Your turn, Judge: Enforcement officers have done their jobs
Wayne Sheriff Carey Winders, his deputies and area police officers are to be congratulated for impressive crackdowns on drug operations and a recent epidemic of felonious break-ins.
These include arrests of a number of people accused of dealing in hard drugs and the confiscation of an enormous amount of illegal dope, paraphernalia and cash.
In more recent days — and especially disturbing — have been the arrests of at least eight teenagers for alleged involvement in more than 20 felonious break-ins and thefts in northeastern communities of the county.
Under our judicial system, all those charged must be presumed innocent until proven guilty. That is as it should be.

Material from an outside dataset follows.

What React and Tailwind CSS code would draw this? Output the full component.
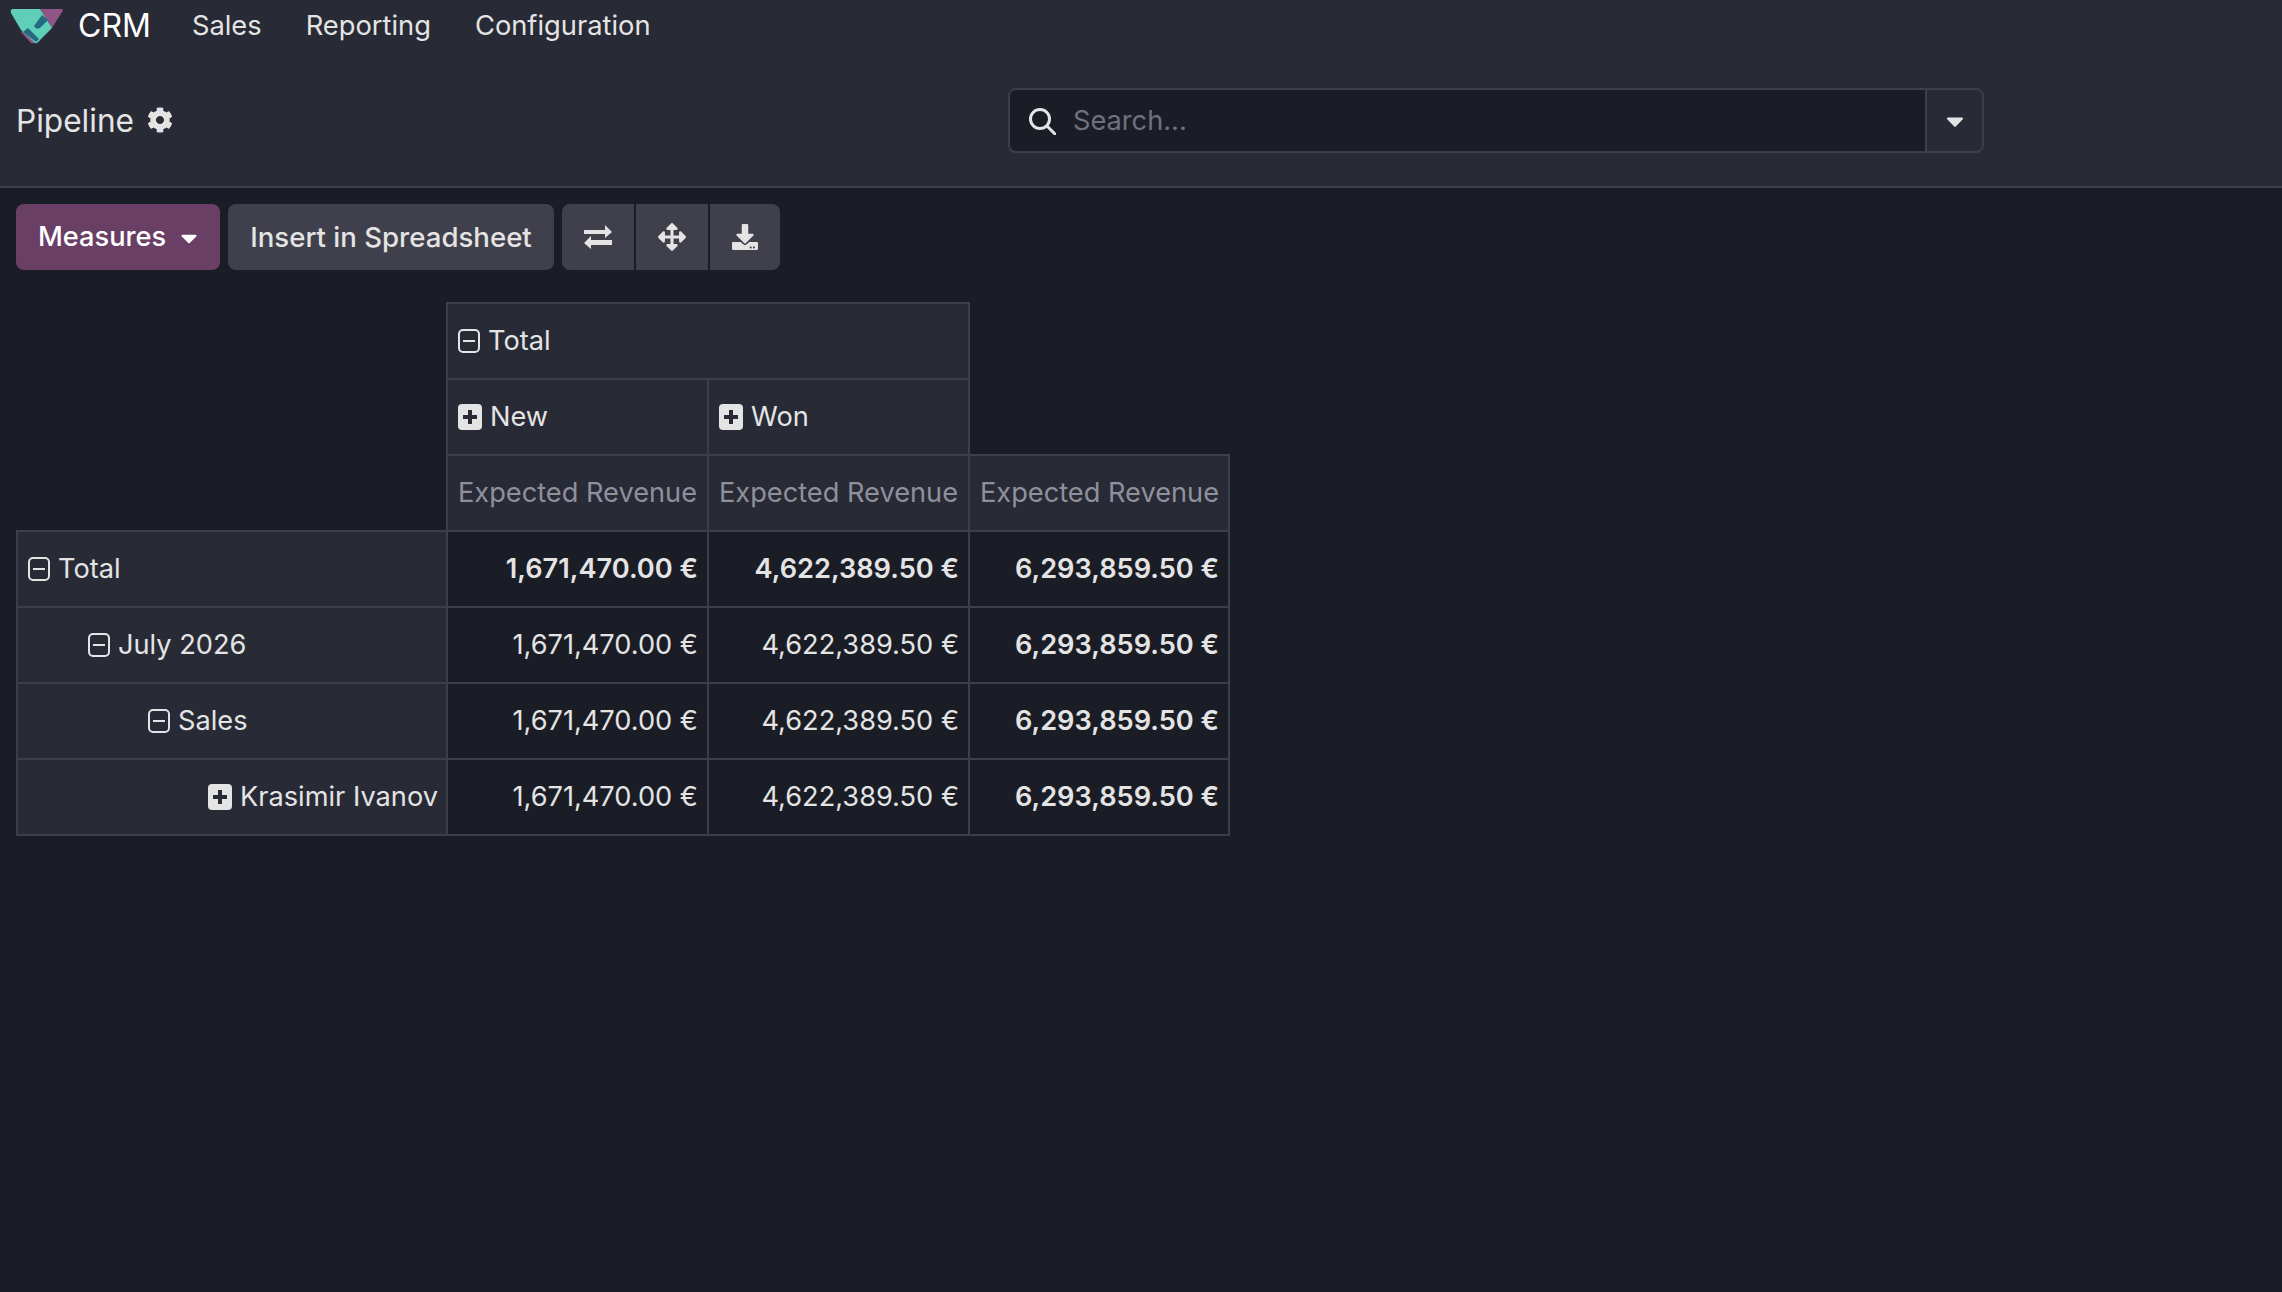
import React from 'react';
import { FaCog, FaArrowsAlt, FaDownload, FaCaretDown } from 'react-icons/fa';

const revenue = { new: '1,671,470.00 €', won: '4,622,389.50 €', total: '6,293,859.50 €' };

const rows = [
  { label: 'Total', indent: 'pl-[10px]', open: true, bold: true },
  { label: 'July 2026', indent: 'pl-[70px]', open: true },
  { label: 'Sales', indent: 'pl-[130px]', open: true },
  { label: 'Krasimir Ivanov', indent: 'pl-[190px]', open: false },
];

const Logo = () => (
  <svg viewBox="0 0 54 36" className="w-[54px] h-[36px]">
    <path d="M30 1 H51 Q54 1 52 4 L42 20 Z" fill="#8f5586" />
    <path d="M11 24 L19 19 L30 33 L24 35 Q22 36 20 34 Z" fill="#8f5586" />
    <path d="M3 1 H30 L42 20 L27 35 Q25 36 23 33 L11 22 L1 5 Q0 1 3 1 Z" fill="#5fcfb8" />
    <path d="M24 18 L32 7 L38 12 L30 20 Q26 22 24 18 Z" fill="#256b80" />
    <path d="M13 24 L18 20 L29 31 L26 34 Z" fill="#256b80" />
  </svg>
);

// square-o with a minus, and the filled square with a plus
const ExpandIcon = ({ open }) =>
  open ? (
    <svg viewBox="0 0 22 24" className="w-[22px] h-[24px] shrink-0" fill="none" stroke="currentColor" strokeWidth="2">
      <rect x="1" y="1" width="20" height="22" rx="4" />
      <path d="M5 12 H17" />
    </svg>
  ) : (
    <svg viewBox="0 0 24 26" className="w-[24px] h-[26px] shrink-0">
      <rect width="24" height="26" rx="4" fill="currentColor" />
      <path d="M12 6 V20 M5 13 H19" stroke="#282a36" strokeWidth="4" />
    </svg>
  );

const ExchangeIcon = () => (
  <svg viewBox="0 0 30 24" className="w-[30px] h-[24px]" fill="currentColor">
    <path d="M1 5 H22 V0 L29 7 L22 13 V9 H1 Z" />
    <path d="M29 15 H8 V11 L1 18 L8 24 V20 H29 Z" />
  </svg>
);

const HeaderCell = ({ label, open, ...props }) => (
  <th {...props} className="border-2 border-[#3c3e4b] bg-[#282a36] px-[10px] pt-[1px] text-left font-normal">
    <span className="flex items-center gap-[8px]">
      <ExpandIcon open={open} />
      {label}
    </span>
  </th>
);

const MeasureCell = () => (
  <th className="border-2 border-[#3c3e4b] bg-[#282a36] px-[10px] pt-[1px] text-left font-normal text-[#8f909c] whitespace-nowrap">
    Expected Revenue
  </th>
);

const App = () => {
  return (
    <div className="min-h-[1292px] bg-[#1b1d26] text-[#e4e4e4] text-[27.2px] font-['Inter',sans-serif]">
      <header className="bg-[#282a36] border-b-2 border-[#3c3e4b] h-[188px]">
        <nav className="flex items-center h-[52px] pl-[10px]">
          <Logo />
          <span className="ml-[14px] text-[32px] text-white">CRM</span>
          <div className="flex gap-[44px] ml-[41px] pt-[1px] text-[27.3px]">
            <span>Sales</span>
            <span>Reporting</span>
            <span>Configuration</span>
          </div>
        </nav>
        <div className="grid grid-cols-[1008px_976px] items-center pt-[36px]">
          <div className="flex items-center gap-[13px] pl-[16px]">
            <span className="text-[31.6px]">Pipeline</span>
            <FaCog className="w-[26px] h-[26px]" />
          </div>
          <div className="flex h-[65px] border-2 border-[#3c3e4b] rounded-[8px] overflow-hidden">
            <div className="flex-1 flex items-center bg-[#1b1d26]">
              <svg viewBox="0 0 28 28" className="w-[28px] h-[28px] ml-[18px]" fill="none" stroke="#e4e4e4" strokeWidth="3">
                <circle cx="12" cy="12" r="9.5" />
                <path d="M19 19 L27 27" strokeLinecap="round" />
              </svg>
              <span className="ml-[17px] pt-[1px] text-[#70717e]">Search...</span>
            </div>
            <div className="w-[57px] border-l-2 border-[#3c3e4b] flex items-center justify-center">
              <FaCaretDown className="w-[28px] h-[28px]" />
            </div>
          </div>
        </div>
      </header>

      <main className="px-[16px]">
        <div className="flex gap-[8px] pt-[16px]">
          <button className="flex items-center justify-between w-[204px] h-[66px] pl-[22px] pr-[18px] pt-[1px] rounded-[8px] bg-[#6a3f66] text-white font-medium">
            Measures
            <FaCaretDown className="w-[26px] h-[26px]" />
          </button>
          <button className="w-[326px] h-[66px] pt-[1px] rounded-[8px] bg-[#3f404c] font-medium text-[27.6px]">
            Insert in Spreadsheet
          </button>
          <div className="flex gap-[2px]">
            <button className="flex items-center justify-center w-[72px] h-[66px] rounded-l-[8px] bg-[#3f404c]">
              <ExchangeIcon />
            </button>
            <button className="flex items-center justify-center w-[72px] h-[66px] bg-[#3f404c]">
              <FaArrowsAlt className="w-[28px] h-[28px]" />
            </button>
            <button className="flex items-center justify-center w-[70px] h-[66px] rounded-r-[8px] bg-[#3f404c]">
              <FaDownload className="w-[26px] h-[26px]" />
            </button>
          </div>
        </div>

        <table className="mt-[32px] border-collapse table-fixed w-[1212px]">
          <colgroup>
            <col className="w-[430px]" />
            <col className="w-[261px]" />
            <col className="w-[261px]" />
            <col className="w-[260px]" />
          </colgroup>
          <thead>
            <tr className="h-[76px]">
              <th />
              <HeaderCell label="Total" open colSpan={2} />
            </tr>
            <tr className="h-[76px]">
              <th />
              <HeaderCell label="New" />
              <HeaderCell label="Won" />
            </tr>
            <tr className="h-[76px]">
              <th />
              <MeasureCell />
              <MeasureCell />
              <MeasureCell />
            </tr>
          </thead>
          <tbody>
            {rows.map(row => (
              <tr key={row.label} className="h-[76px]">
                <th className={`border-2 border-[#3c3e4b] bg-[#282a36] pr-[10px] pt-[1px] text-left font-normal ${row.indent}`}>
                  <span className="flex items-center gap-[8px] whitespace-nowrap">
                    <ExpandIcon open={row.open} />
                    {row.label}
                  </span>
                </th>
                {[revenue.new, revenue.won].map((value, i) => (
                  <td
                    key={i}
                    className={`border-2 border-[#3c3e4b] pl-[10px] pr-[9px] pt-[1px] text-right whitespace-nowrap ${row.bold ? 'font-semibold' : ''}`}
                  >
                    {value}
                  </td>
                ))}
                <td className="border-2 border-[#3c3e4b] pl-[10px] pr-[9px] pt-[1px] text-right font-semibold whitespace-nowrap">
                  {revenue.total}
                </td>
              </tr>
            ))}
          </tbody>
        </table>
      </main>
    </div>
  );
};

export default App;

But while embracing that concept, the citizens of our county should also admonish the courts that any individuals found guilty of any of the crimes should be dealt with firmly. The drug traffic is the greatest nemesis to society today. It is the root not only to the misery of addicts but to the crimes they commit to feed their addictions.
So, in the end, the innocent victims of those crimes bear the greatest financial burden.
Could drugs have been an element in the recent rash of break-ins? Perhaps the upcoming trials might shed some light on this.
But let’s speculate for a moment on those cases. If — and that should be a capitalized IF — any of the defendants are found guilty, we can expect much to be said about their youth. And invariably in such cases, it is emphasized that the ones convicted are “first offenders.”
The courts should be mindful of the potential difference between a first offense and a first conviction or the first time caught. This should be especially true if a person is convicted in a single court session of involvement in a number of felonies.
A person going on a crime spree or periodically breaking into homes or businesses or hauling off material from the property of others does not fall in the category of one who might yield to a one-time temptation to break the law.
The public should demand hard time for hardened criminals. And they can come in all ages, sizes, shapes and sexes.